Now, with regards to security, I just don’t believe anything Microsoft says about it anymore. They are apparently switching to a similar security system that Mac OS X uses (surprise!), where users have limited privileges and have to authenticate to get more. This is a system that works well on the mac, but according to Paul Thurrott’s review Vista puts up way more authentication dialogues then OS X does, which I can see would get old very, very quickly. However, it is a least a step in the right direction.

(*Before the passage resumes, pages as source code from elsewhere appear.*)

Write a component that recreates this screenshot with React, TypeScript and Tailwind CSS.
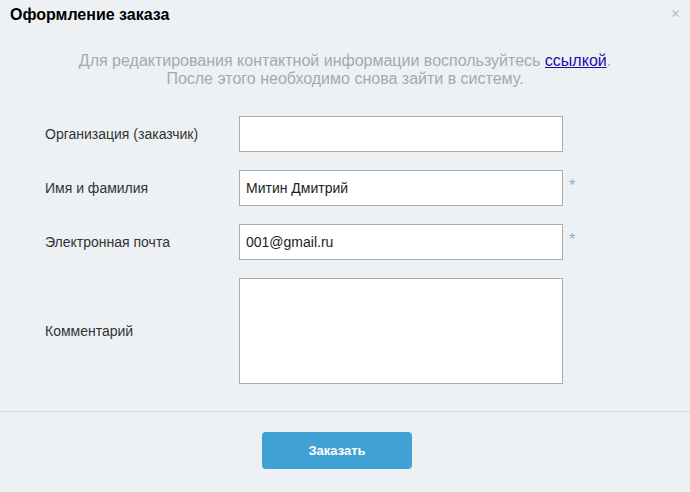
import { X } from "lucide-react";

const font = { fontFamily: '"Liberation Sans", Arial, sans-serif' };

export default function App() {
  return (
    <main
      className="h-[492px] w-[690px] overflow-hidden bg-[#edf1f4] text-[#333]"
      style={font}
    >
      <header className="flex h-[30px] items-center justify-between pl-[10px] pr-[9px]">
        <h1 className="text-[16px] font-bold leading-none text-black">
          Оформление заказа
        </h1>
        <X size={11} strokeWidth={2.2} className="-mt-[4px] text-[#a9adb1]" />
      </header>

      <p className="mt-[22px] text-center text-[16px] leading-[18px] text-[#a6a9ac]">
        Для редактирования контактной информации воспользуйтесь{" "}
        <a href="#" className="text-[#1a0dab] underline">
          ссылкой
        </a>
        .
        <br />
        После этого необходимо снова зайти в систему.
      </p>

      <form className="mt-[28px] grid gap-[18px] pl-[45px]">
        <Row label="Организация (заказчик)" />
        <Row label="Имя и фамилия" value="Митин Дмитрий" required />
        <Row label="Электронная почта" value="001@gmail.ru" required />
        <div className="flex items-center">
          <span className="w-[194px] text-[14px]">Комментарий</span>
          <textarea className="h-[106px] w-[324px] resize-none border border-[#a9abad] bg-white" />
        </div>
      </form>

      <div className="mt-[27px] h-px bg-[#d3d8dc]" />

      <div className="pl-[262px] pt-[20px]">
        <button
          type="button"
          className="h-[37px] w-[150px] rounded-[4px] bg-[#3fa1d4] text-[13px] font-bold text-white"
        >
          Заказать
        </button>
      </div>
    </main>
  );
}

const Row = ({
  label,
  value = "",
  required = false,
}: {
  label: string;
  value?: string;
  required?: boolean;
}) => (
  <div className="flex items-center">
    <span className="w-[194px] text-[14px]">{label}</span>
    <input
      defaultValue={value}
      className="h-[36px] w-[324px] border border-[#a9abad] bg-white px-[6px] text-[14px] text-[#222] outline-none"
    />
    {required && (
      <span className="-mt-[4px] ml-[6px] text-[16px] leading-none text-[#7fb3d8]">
        *
      </span>
    )}
  </div>
);
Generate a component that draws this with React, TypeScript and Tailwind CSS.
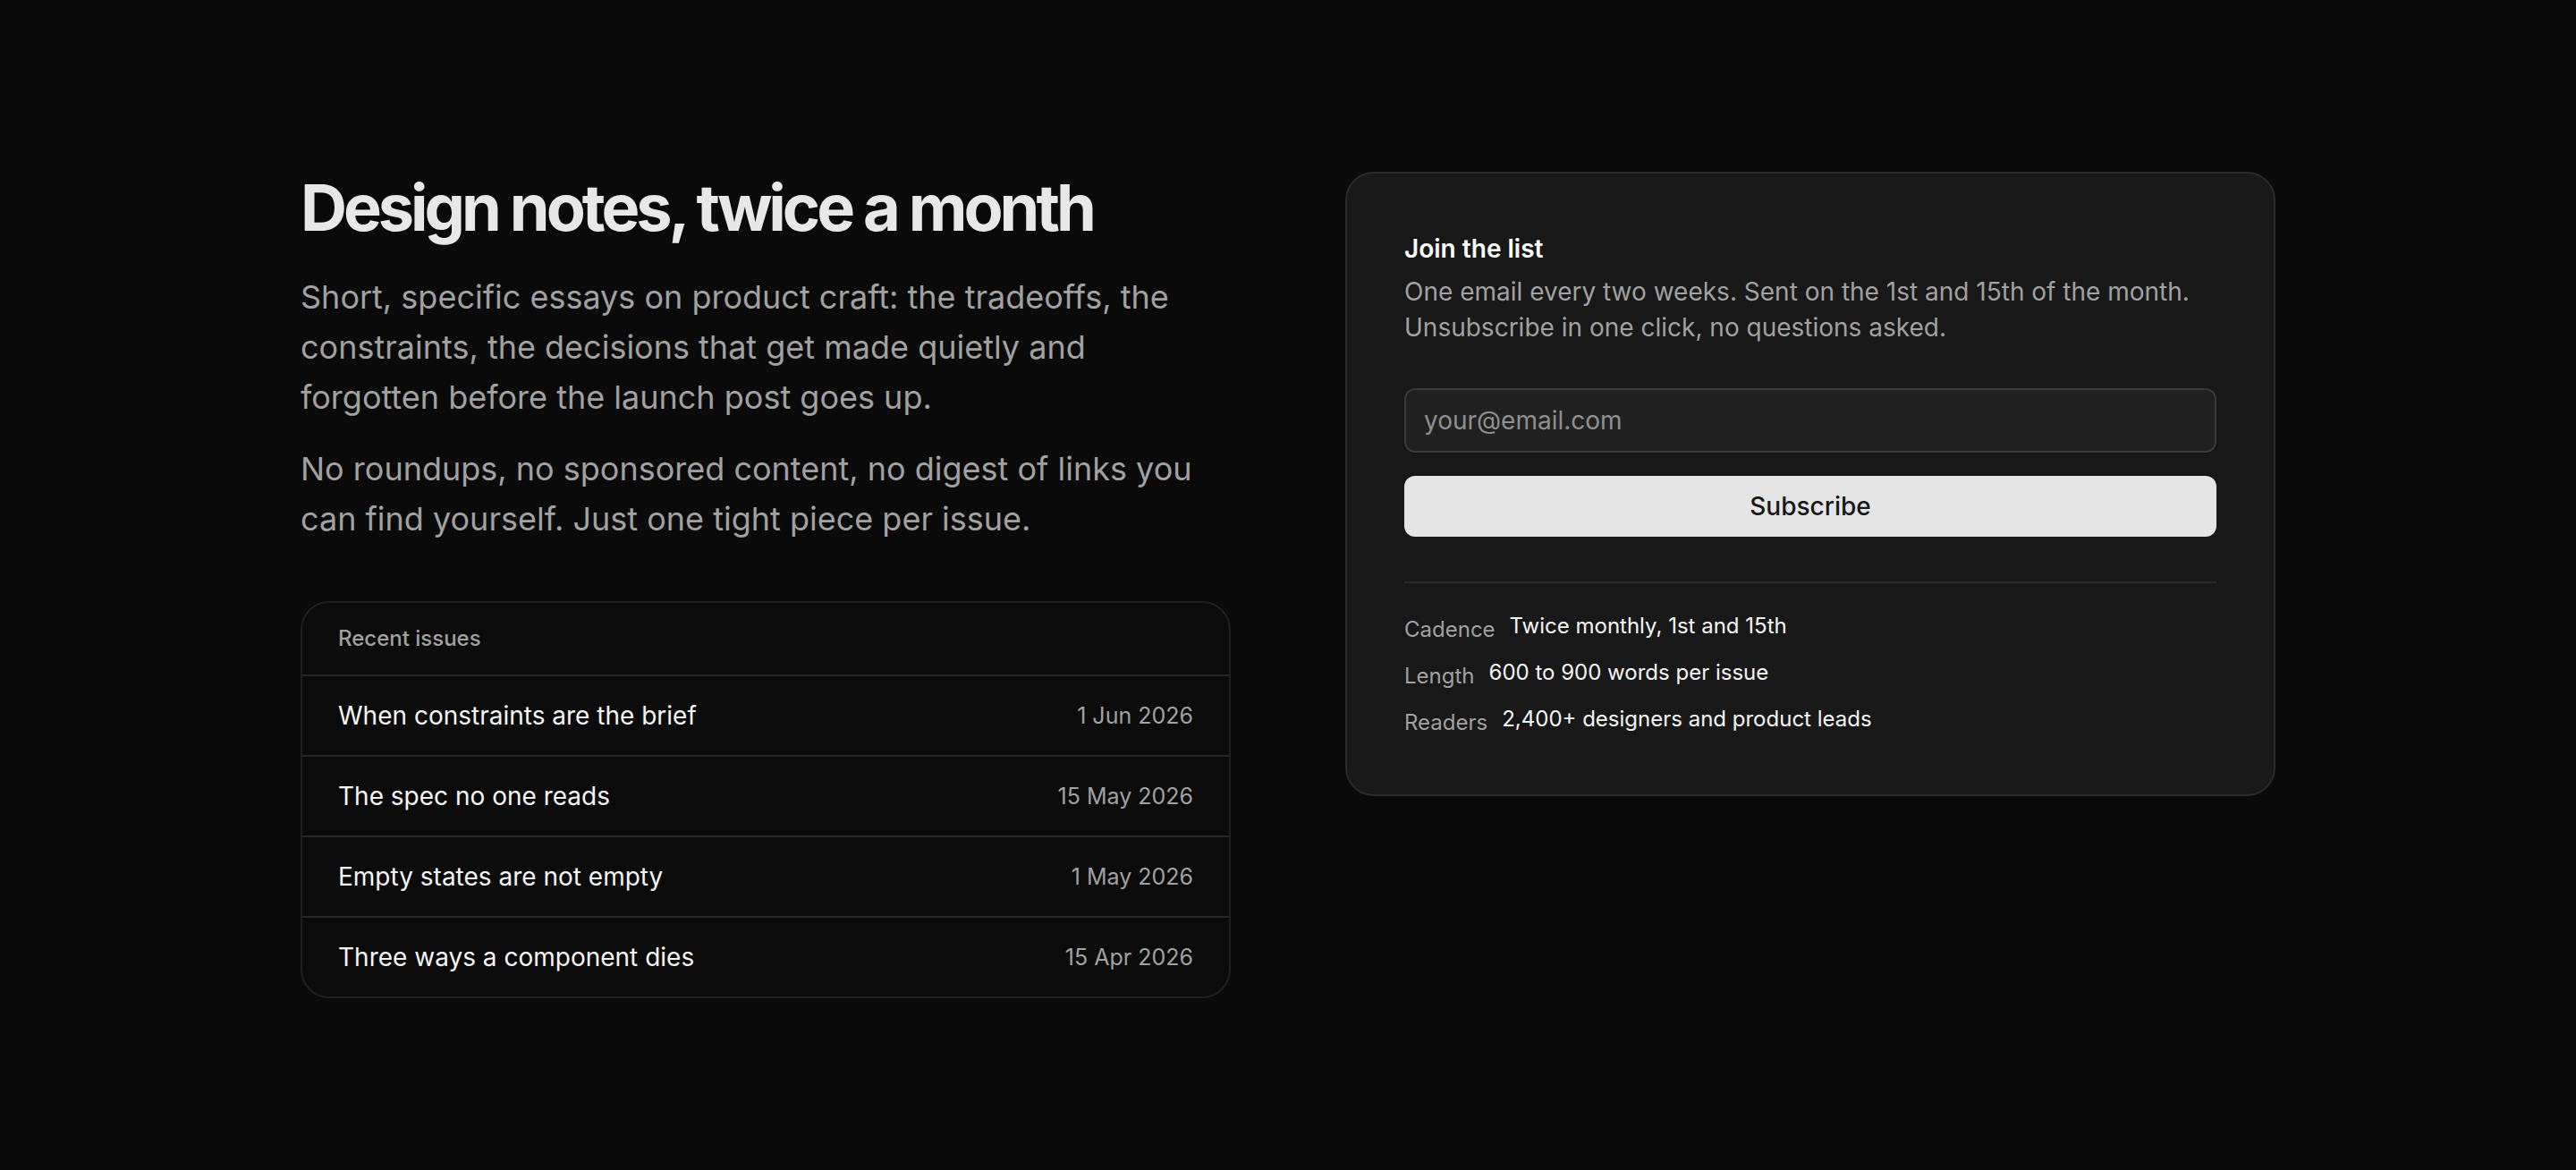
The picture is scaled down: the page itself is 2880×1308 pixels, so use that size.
import React from "react";

const issues = [
  { title: "When constraints are the brief", date: "1 Jun 2026" },
  { title: "The spec no one reads", date: "15 May 2026" },
  { title: "Empty states are not empty", date: "1 May 2026" },
  { title: "Three ways a component dies", date: "15 Apr 2026" },
];

const facts = [
  { label: "Cadence", value: "Twice monthly, 1st and 15th" },
  { label: "Length", value: "600 to 900 words per issue" },
  { label: "Readers", value: "2,400+ designers and product leads" },
];

export default function App() {
  return (
    <main
      className="min-h-screen bg-[#0a0a0a] text-neutral-100"
      style={{ fontFamily: "Inter, 'Noto Sans', sans-serif" }}
    >
      <div className="mx-auto grid max-w-[2304px] grid-cols-2 items-start gap-32 px-12 py-48">
        {/* left column */}
        <section>
          <h1 className="text-[72px] font-bold leading-[80px] tracking-[-0.056em] text-[#e8e8e8]">
            Design notes, twice a month
          </h1>
          <p className="mt-8 text-[36px] leading-[56px] text-neutral-400">
            Short, specific essays on product craft: the tradeoffs, the constraints, the decisions
            that get made quietly and forgotten before the launch post goes up.
          </p>
          <p className="mt-6 text-[36px] leading-[56px] text-neutral-400">
            No roundups, no sponsored content, no digest of links you can find yourself. Just one
            tight piece per issue.
          </p>

          <div className="mt-16 overflow-hidden rounded-[32px] border-2 border-[#202020] bg-[#0b0b0b]">
            <div className="border-b-2 border-[#262626] px-10 py-6 text-[24px] font-medium leading-[32px] text-neutral-400">
              Recent issues
            </div>
            <ul className="divide-y-2 divide-[#262626]">
              {issues.map((it) => (
                <li key={it.title} className="flex items-center justify-between px-10 py-6">
                  <span className="text-[28px] leading-[40px] text-neutral-100">{it.title}</span>
                  <span className="text-[25px] leading-[40px] text-neutral-400">{it.date}</span>
                </li>
              ))}
            </ul>
          </div>
        </section>

        {/* right column */}
        <section className="rounded-[32px] border-2 border-[#2a2a2a] bg-[#181818] p-16">
          <h2 className="text-[28px] font-semibold leading-[40px] text-white">Join the list</h2>
          <p className="mt-2 text-[28px] leading-[40px] text-neutral-400">
            One email every two weeks. Sent on the 1st and 15th of the month. Unsubscribe in one
            click, no questions asked.
          </p>

          <form className="mt-12 flex flex-col gap-[26px]" onSubmit={(e) => e.preventDefault()}>
            <input
              type="email"
              placeholder="your@email.com"
              className="h-[72px] w-full rounded-xl border-2 border-[#3a3a3a] bg-[#212121] px-[20px] text-[28px] text-neutral-100 shadow-sm outline-none placeholder:text-[#8f8f8f]"
            />
            <button
              type="submit"
              className="h-[68px] w-full rounded-xl bg-[#e5e5e5] text-[28px] font-medium text-[#171717]"
            >
              Subscribe
            </button>
          </form>

          <dl className="mt-[50px] flex flex-col gap-4 border-t-2 border-[#2a2a2a] pt-8">
            {facts.map((f) => (
              <div key={f.label} className="flex items-start gap-4">
                <dt className="mt-1 text-[24px] leading-[32px] text-neutral-400">{f.label}</dt>
                <dd className="text-[24px] leading-[32px] text-neutral-100">{f.value}</dd>
              </div>
            ))}
          </dl>
        </section>
      </div>
    </main>
  );
}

Now there are a myriad of other features in Vista, most (if not all, I can’t think of any that aren’t) of which are direct rip-offs from various sources. For example, IE 7 (Firefox + Safari RSS – decent UI design) looks again like a step in the right direction, but it again has no innovative features (and I dread to see what it’s css implementation is, fingers crossed it’s not too bad); they’ve also reworked the file/directory structure, which now mirrors Mac OS X’s home folders containing documents, music and pictures folders; in addition, they’ve nicked the preview pane from OS X column view, although they’ve placed at the bottom of the window by default, as opposed to on the right like OS X, to make it less obvious.

I feel really quite sorry for the Windows team at Microsoft; they’ve left it too long between releases and hence have some major catching up to do, and they have a seriously bad foundation to work on, so who can blame them if they spend their time trying to sort out the mess they’re in as opposed to working on innovative features.

Of course, Vista ripping off OS X is a good thing in many ways: with 90% of the world thinking that Microsoft invented integrated search, advanced graphics compositing, browser tabs and rss Apple will have to do some really cool stuff in 10.5 to show just how innovative they are.

(Oh and the name: how bland and boring can you get? It could be a car, or a washing machine.)